Mr. Towarnicky also "recognizes that family structure has changed, work/life values have changed and that the health plan and savings plan rules are outdated and need to change to meet those needs," said Brad Klinck, senior vp at Aon Consulting in Somerset, N.J., who nominated Mr. Towarnicky for this year's Benefit Manager of the Year award.

It was this realization that led Mr. Towarnicky to persuade Nationwide to offer Household Members coverage back in 2000. The program provides other household members of Nationwide employees, such as their adult nonstudent children and domestic partners, access to affordable health insurance (see story, page 18).

Mr. Klinck said Mr. Towarnicky demonstrates tremendous foresight and pays close attention to what's important for Nationwide's employees. As a result, the Nationwide Benefits Planning team that Mr. Towarnicky leads is able to "look not only at the way things are and how to make them better, but also what needs to change, including laws, regulations, whatever."

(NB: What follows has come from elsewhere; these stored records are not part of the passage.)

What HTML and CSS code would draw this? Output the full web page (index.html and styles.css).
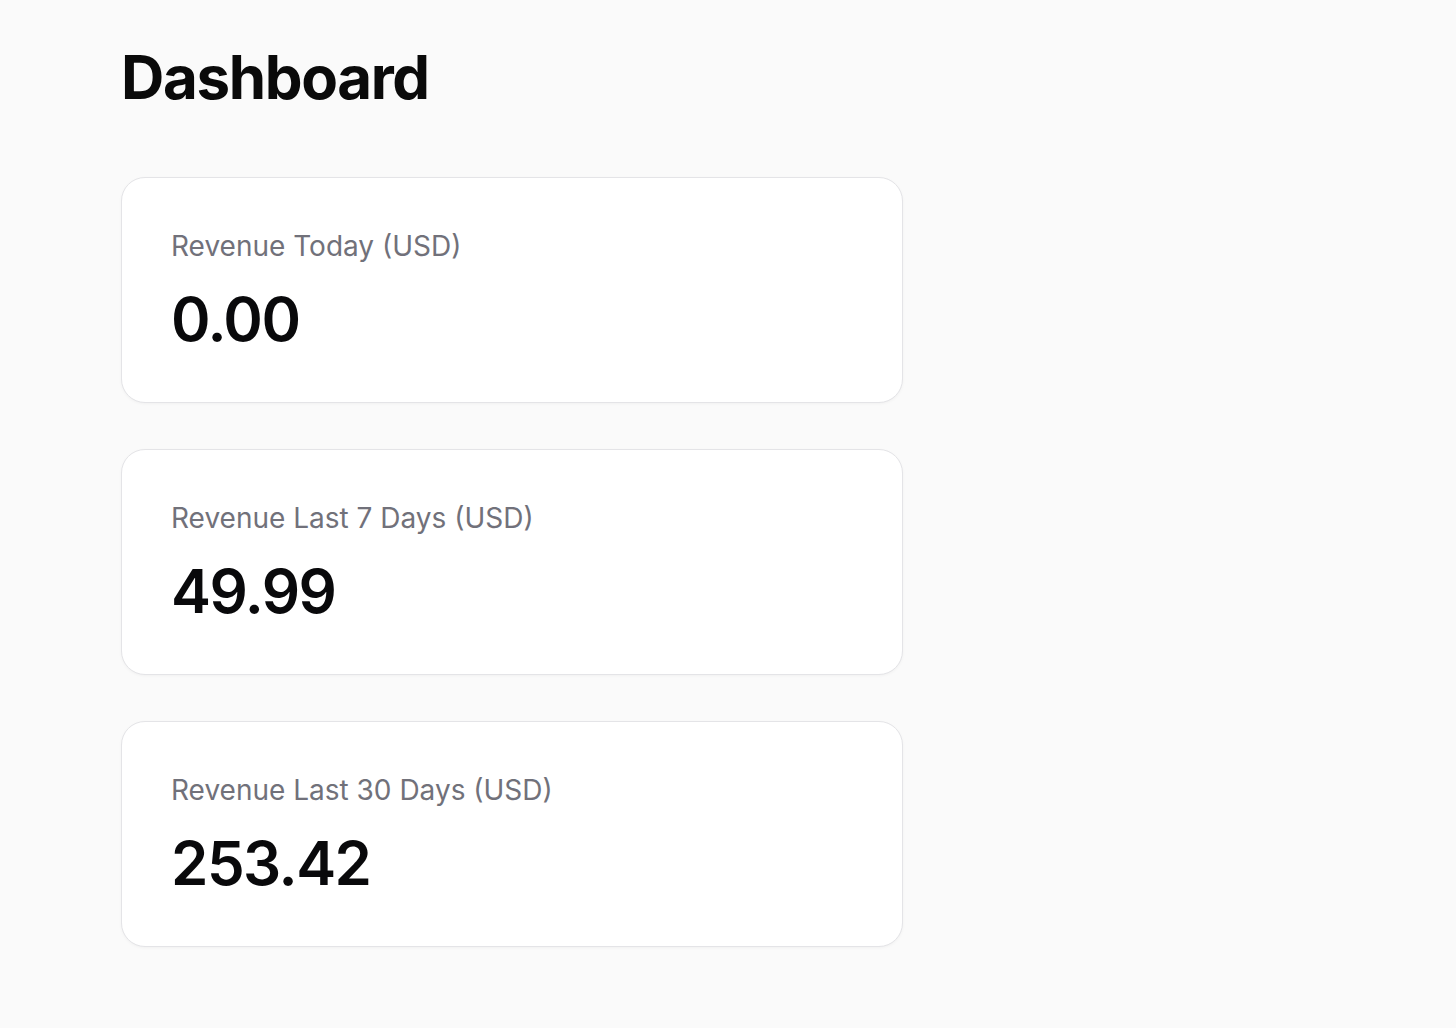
FILE: index.html
```html
<!DOCTYPE html>
<html lang="en">
<head>
<meta charset="utf-8">
<title>Dashboard</title>
<link rel="stylesheet" href="styles.css">
</head>
<body>
<main class="page">
  <h1 class="title">Dashboard</h1>
  <section class="cards">
    <div class="card">
      <div class="label">Revenue Today (USD)</div>
      <div class="value">0.00</div>
    </div>
    <div class="card">
      <div class="label">Revenue Last 7 Days (USD)</div>
      <div class="value">49.99</div>
    </div>
    <div class="card">
      <div class="label">Revenue Last 30 Days (USD)</div>
      <div class="value">253.42</div>
    </div>
  </section>
</main>
</body>
</html>
```
FILE: styles.css
```css
html, body {
  margin: 0;
  padding: 0;
  background: #fafafa;
}
body {
  font-family: Inter, "Noto Sans", sans-serif;
  color: #0a0a0a;
}
.page {
  padding: 41px 120px 40px 121px;
  width: 782px;
}
.title {
  margin: 0;
  font-size: 60px;
  line-height: 72px;
  font-weight: 700;
  letter-spacing: -1.35px;
  color: #0a0a0a;
}
.cards {
  margin-top: 64px;
  display: flex;
  flex-direction: column;
  gap: 46px;
}
.card {
  background: #fff;
  border: 1px solid #e4e4e7;
  border-radius: 24px;
  padding: 48px 48px 47px 49px;
  box-shadow: 0 1px 3px rgba(0,0,0,0.04);
}
.label {
  font-size: 28px;
  line-height: 40px;
  color: #71717a;
  font-weight: 400;
}
.value {
  margin-top: 17px;
  font-size: 60px;
  line-height: 72px;
  font-weight: 600;
  letter-spacing: -1.5px;
  color: #09090b;
}
```
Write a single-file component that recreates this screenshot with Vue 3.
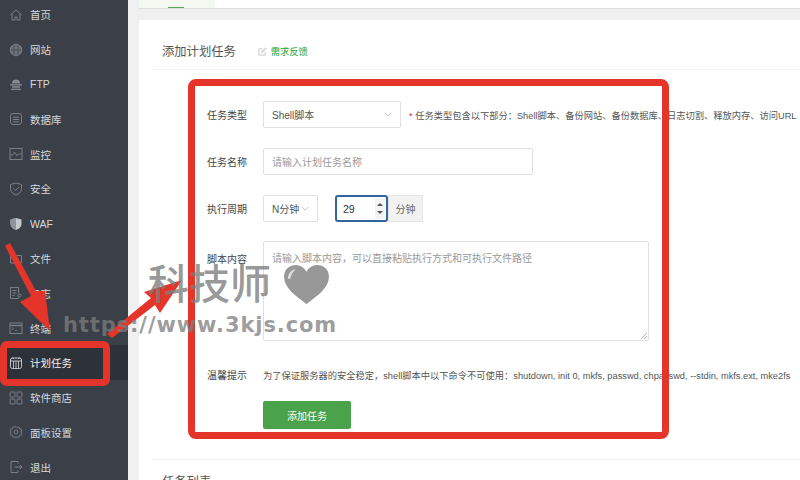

Mr. Towarnicky, who calls himself a "practical dreamer," says he always has one eye continuously trained on the future so that he can make sure that Nationwide and its employees are prepared for what lies ahead because, as Nationwide's advertising slogan warns, "life comes at you fast."

"I have difficulty keeping up with Jack's prolific, creative benefits mind," said his boss, Stephen Keyes, vp of compensation, benefits and HR policy, in an interview after hearing of Mr. Towarnicky's latest achievement.

"His knowledge is encyclopedic in nature, not just about employee benefits or industry best practices, but also about what's coming down the pike from Congress and federal regulators," he said.

But while "he may be intimidating with his wealth of knowledge, he isn't in his approach or demeanor," Mr. Keyes said. "He's also beloved here at Nationwide."